TABLEAU 1 – Puissance d’arrêt relative (P.A.R.) pour les calibres les plus populaires

CALIBRE BALLE P.A.R
Poids gr. Type 100 vgs 200 vgs 300 vgs
.270 Winchester 130 SP 450 368 298
130 ST 554 453 367
160 RN 562 545 362
CALIBRE BALLE P.A.R
Poids gr. Type 100 vgs 200 vgs 300 vgs
7 mm Rem Mag 150 SP 567 464 395
175 SP 584 501 433
175 RN 726 549 497
CALIBRE BALLE P.A.R
Poids gr. Type 100 vgs 200 vgs 300 vgs
.30-30 Win 150 ST 427 297 205
150 RN 463 296 195
170 ST 427 311 226
170 RN 425 336 218
CALIBRE BALLE P.A.R
Poids gr. Type 100 vgs 200 vgs 300 vgs
.30-06 Spr 150 SP 552 447 353
150 ST 709 574 455
180 ST 761 637 523
180 RN 747 544 396
220 RN 730 504 357
CALIBRE BALLE P.A.R
Poids gr. Type 100 vgs 200 vgs 300 vgs
.300 Win Mag 150 SP 711 568 447
180 ST 948 811 691
180 RN 868 643 550
CALIBRE BALLE P.A.R
Poids gr. Type 100 vgs 200 vgs 300 vgs
.308 Win 150 SP 524 417 326
150 ST 672 536 423
180 ST 718 597 336
180 RN 690 502 317
200 RN 746 557 375

LÉGENDE :
SP = bout mou pointu (soft point)
ST = bout de plastique, aluminium ou cuivré (Sabretip, Silvertip, Bronzetip)
RN = bout rond (round nose)

*Les données balistiques proviennent du guide des munitions IMPERIAL (IVI) et des tables de rechargement HORNADY.

CONCLUSION

Donc en se servant du tableau 2 des P.A.R. calculées à partir de la formule modifiée, on peut estimer la meilleure combinaison, calibre, type et forme de balle, pour foudroyer un gibier. Cette puissance d’arrêt ne vous garantit pas du gibier assuré, mais vous donne une très bonne indication du calibre et projectile qui a le plus de chance de foudroyer un animal sur le coup, ceci en frappant la cible bien entendu!
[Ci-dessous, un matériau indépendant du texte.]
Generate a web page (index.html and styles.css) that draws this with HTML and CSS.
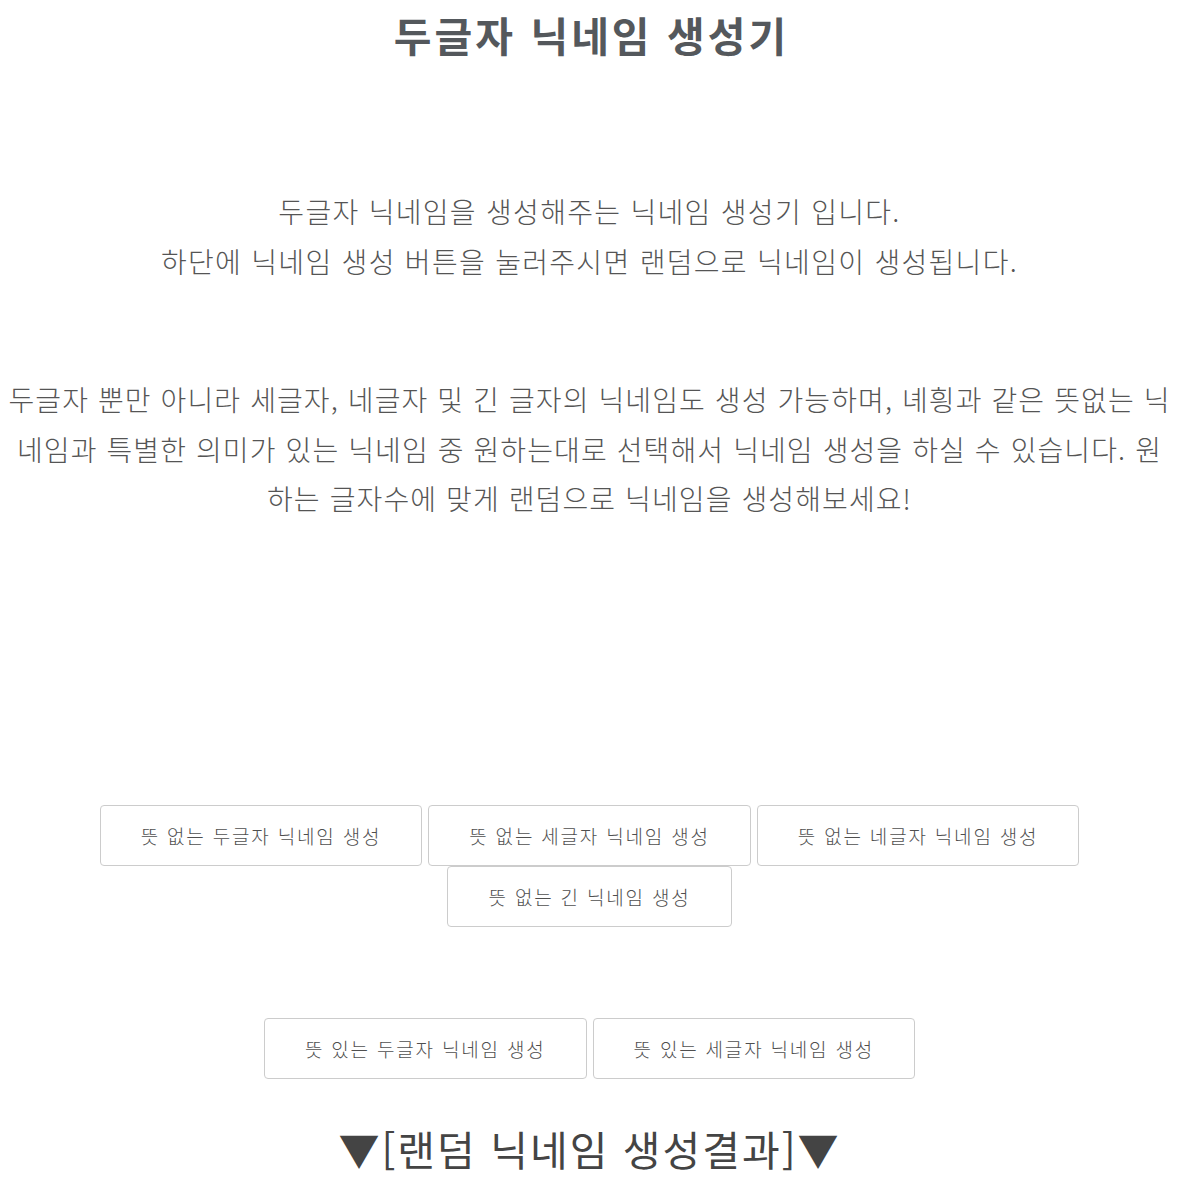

Ce tableau nous permet également de voir qu’à 100 verges la vénérable 30-30 Winchester a juste assez de puissance pour récolter un orignal et qu’au-delà de 300 verges, seuls les calibres magnum et certains projectiles de la 30/06 Springfield ont la puissance nécessaire.

Cette façon d’aborder l’efficacité des différents calibres ne tient plus compte uniquement de l’énergie cinétique du projectile mais aussi des dégâts causés par son passage dans l’animal.